By Ashley, Jackie
New Statesman (1996) , Vol. 129, No. 4507
The seaside towns on the English south coast are safe again, left to the scudding autumn seas and the murmur of genteel voices in lounge bars and tearooms. The late-night plotting, the snatched affairs and the hangovers are now just a memory. But has anything changed? Already, most people can hardly remember anything that happened at the 2000 conferences -- except, perhaps, that Tony Blair got a sweaty shirt.
Yet there have been significant developments. The Lib Dems embraced a fairly leftish policy programme; Labour, under fire, held its nerve. And the Conservatives . . . well, what was all that about? This was the week the Tories tried being nice. We saw the calm, ever-reassuring face of Michael Ancram, the party chairman, rather than the sneering, angular phizogs of, say, John Redwood or Lord Tebbit. We heard about inner-city regeneration, social agendas. Michael Portillo was so nice that it was almost impossible to remember how the country had cheered when he lost his seat.
Why such a sudden turnaround? It is not as if the Tories do "nice" very well -- when you look at the faces of some of the representatives, they exude "nasty". But Tory strategists have woken up to the rebirth of the Project. The Project, you will remember, was the grand plan devised by Blair and Paddy Ashdown to form a full-scale coalition, bringing two Lib Dems into the Cabinet after the election and leading, the Lib Dems hoped, to electoral reform that would entrench a centre-left coalition and turn the Tories into a protest party of the right.
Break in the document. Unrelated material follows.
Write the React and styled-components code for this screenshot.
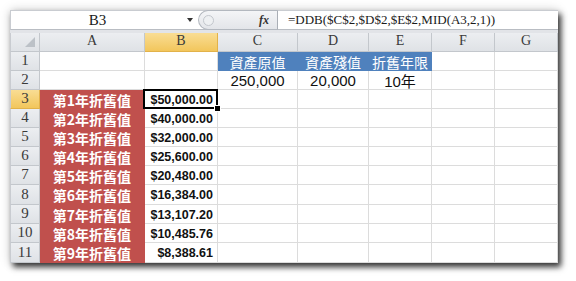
import React from "react";
import styled, { createGlobalStyle } from "styled-components";

const GlobalStyle = createGlobalStyle`
  html, body {
    margin: 0;
    background: #ffffff;
  }
  body {
    width: 576px;
    height: 281px;
    overflow: hidden;
  }
`;

const Page = styled.div`
  padding: 10px 0 0 10px;
`;

const Sheet = styled.div`
  width: 548px;
  height: 253px;
  background: #ffffff;
  display: flex;
  flex-direction: column;
  box-shadow: 3px 4px 6px rgba(0, 0, 0, 0.78), 0 0 10px rgba(0, 0, 0, 0.18);
  overflow: hidden;
`;

const FormulaBar = styled.div`
  display: flex;
  height: 20px;
  box-sizing: border-box;
  border-top: 1px solid #c9ccd1;
  border-left: 1px solid #c9ccd1;
  border-bottom: 1px solid #b9bdc3;
  font-family: "Liberation Serif", "Noto Sans CJK TC", serif;
  color: #1a1a1a;
`;

const NameBox = styled.div`
  width: 173px;
  display: flex;
  align-items: center;
  justify-content: center;
  font-size: 15px;
`;

const DropArrow = styled.div`
  width: 12px;
  display: flex;
  align-items: center;
  justify-content: center;
  &::after {
    content: "";
    border-left: 3px solid transparent;
    border-right: 3px solid transparent;
    border-top: 4px solid #333;
  }
`;

const FxPill = styled.div`
  width: 80px;
  box-sizing: border-box;
  margin-left: 2px;
  display: flex;
  align-items: center;
  justify-content: space-between;
  padding: 0 8px 0 4px;
  background: linear-gradient(#f4f5f7, #e3e5e9);
  border: 1px solid #b3b8bf;
  border-right: 1px solid #a9aeb5;
  border-radius: 10px 0 0 10px;
  margin-top: -1px;
  margin-bottom: -1px;
`;

const Knob = styled.span`
  width: 9px;
  height: 9px;
  border-radius: 50%;
  border: 1px solid #c3c7cd;
  background: #eef0f2;
`;

const Fx = styled.span`
  font-family: "Liberation Serif", serif;
  font-style: italic;
  font-weight: 700;
  font-size: 12px;
  color: #333;
`;

const FormulaText = styled.div`
  flex: 1;
  display: flex;
  align-items: center;
  padding-left: 10px;
  font-size: 13px;
  white-space: nowrap;
`;

const Band = styled.div`
  height: 3px;
  background: #e2e4e8;
`;

const Grid = styled.div`
  display: grid;
  grid-template-columns: 30px 105px 73px 80px 71px 63px 63px 63px;
  grid-template-rows: 19px 19px 19px 19px 19px 19px 19px 19px 20px 19px 19px 20px;
`;

const HeaderBase = styled.div`
  box-sizing: border-box;
  display: flex;
  align-items: flex-end;
  justify-content: center;
  padding-bottom: 2px;
  font-family: "Liberation Serif", serif;
  font-size: 14px;
  color: #3a3a3a;
  border-right: 1px solid #c3c7cc;
  border-bottom: 1px solid #c3c7cc;
  background: ${(p) =>
    p.$active
      ? "linear-gradient(#f9dd94, #f2c65c)"
      : "linear-gradient(#eceef1, #dfe2e6)"};
  ${(p) => p.$active && "border-color: #e2b24a;"}
`;

const Corner = styled(HeaderBase)`
  position: relative;
  border-left: 1px solid #c9ccd1;
  &::after {
    content: "";
    position: absolute;
    right: 4px;
    bottom: 4px;
    border-left: 10px solid transparent;
    border-bottom: 10px solid #bcc1c7;
  }
`;

const ColHeader = styled(HeaderBase)``;

const RowHeader = styled(HeaderBase)`
  border-left: 1px solid #c9ccd1;
  font-size: 15px;
  padding-bottom: 1px;
`;

const fills = {
  red: "#c0504d",
  blue: "#4f81bd",
};

const Cell = styled.div`
  position: relative;
  box-sizing: border-box;
  display: flex;
  align-items: center;
  justify-content: ${(p) => (p.$right ? "flex-end" : "center")};
  padding: ${(p) => (p.$right ? "1px 4px 0 0" : "1px 0 0")};
  border-right: 1px solid ${(p) => fills[p.$fill] || "#dcdcdc"};
  border-bottom: 1px solid ${(p) => fills[p.$fill] || "#dcdcdc"};
  background: ${(p) => fills[p.$fill] || "#ffffff"};
  color: ${(p) => (p.$fill ? "#ffffff" : "#111111")};
  font-family: ${(p) =>
    p.$cjk
      ? '"Noto Sans CJK TC", sans-serif'
      : '"Liberation Sans", "Noto Sans CJK TC", sans-serif'};
  font-size: ${(p) => p.$size || 14}px;
  font-weight: ${(p) => (p.$bold ? 700 : 400)};
  white-space: nowrap;

  ${(p) =>
    p.$selected &&
    `
    &::after {
      content: "";
      position: absolute;
      left: -2px;
      top: -1px;
      right: -1px;
      bottom: -1px;
      border: 2px solid #000;
    }
    &::before {
      content: "";
      position: absolute;
      right: -4px;
      bottom: -4px;
      width: 5px;
      height: 5px;
      background: #000;
      border: 1px solid #fff;
      z-index: 2;
    }
  `}
`;

const columns = ["A", "B", "C", "D", "E", "F", "G"];

const depreciation = [
  "$50,000.00",
  "$40,000.00",
  "$32,000.00",
  "$25,600.00",
  "$20,480.00",
  "$16,384.00",
  "$13,107.20",
  "$10,485.76",
  "$8,388.61",
];

function cellFor(row, col) {
  if (row === 1 && col >= 2 && col <= 4) {
    const labels = ["資產原值", "資產殘值", "折舊年限"];
    return { text: labels[col - 2], fill: "blue", cjk: true, size: 14 };
  }
  if (row === 2 && col >= 2 && col <= 4) {
    const values = ["250,000", "20,000", "10年"];
    return { text: values[col - 2], size: 15 };
  }
  if (row >= 3 && col === 0) {
    return { text: `第${row - 2}年折舊值`, fill: "red", cjk: true, bold: true, size: 14 };
  }
  if (row >= 3 && col === 1) {
    return { text: depreciation[row - 3], bold: true, right: true, size: 12.5, selected: row === 3 };
  }
  return { text: "" };
}

export default function App() {
  const rows = Array.from({ length: 11 }, (_, i) => i + 1);
  return (
    <Page>
      <GlobalStyle />
      <Sheet>
        <FormulaBar>
          <NameBox>B3</NameBox>
          <DropArrow />
          <FxPill>
            <Knob />
            <Fx>fx</Fx>
          </FxPill>
          <FormulaText>=DDB($C$2,$D$2,$E$2,MID(A3,2,1))</FormulaText>
        </FormulaBar>
        <Band />
        <Grid>
          <Corner />
          {columns.map((c) => (
            <ColHeader key={c} $active={c === "B"}>
              {c}
            </ColHeader>
          ))}
          {rows.map((r) => (
            <React.Fragment key={r}>
              <RowHeader $active={r === 3}>{r}</RowHeader>
              {columns.map((c, ci) => {
                const cell = cellFor(r, ci);
                return (
                  <Cell
                    key={c}
                    $fill={cell.fill}
                    $cjk={cell.cjk}
                    $bold={cell.bold}
                    $right={cell.right}
                    $size={cell.size}
                    $selected={cell.selected}
                  >
                    {cell.text}
                  </Cell>
                );
              })}
            </React.Fragment>
          ))}
        </Grid>
      </Sheet>
    </Page>
  );
}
What went wrong was Labour's over-mighty majority.
Blair continued to nurture the idea. He held a meeting with Ashdown and Roy Jenkins six months after his election victory to discuss the possibility of sacking two of his least favoured Cabinet ministers in favour of Menzies Campbell and Alan Beith. The grass roots of both parties hated the idea -- so much so, in Labour's case, that it was quietly dropped. Ashdown, feeling betrayed, quit the game. We can expect more revelations about the extent of his negotiations with Blair in Ashdown's memoirs, to be published next month,
So what of Blair now? His conference speech was peppered with those good old socialist touchstones: solidarity, fairness, radicalism. It was enough to make old Labourites blub into their bitter. Roy Hattersley declared proudly that Labour had come home. But Blair still nurtures his dream of an anti-Tory century.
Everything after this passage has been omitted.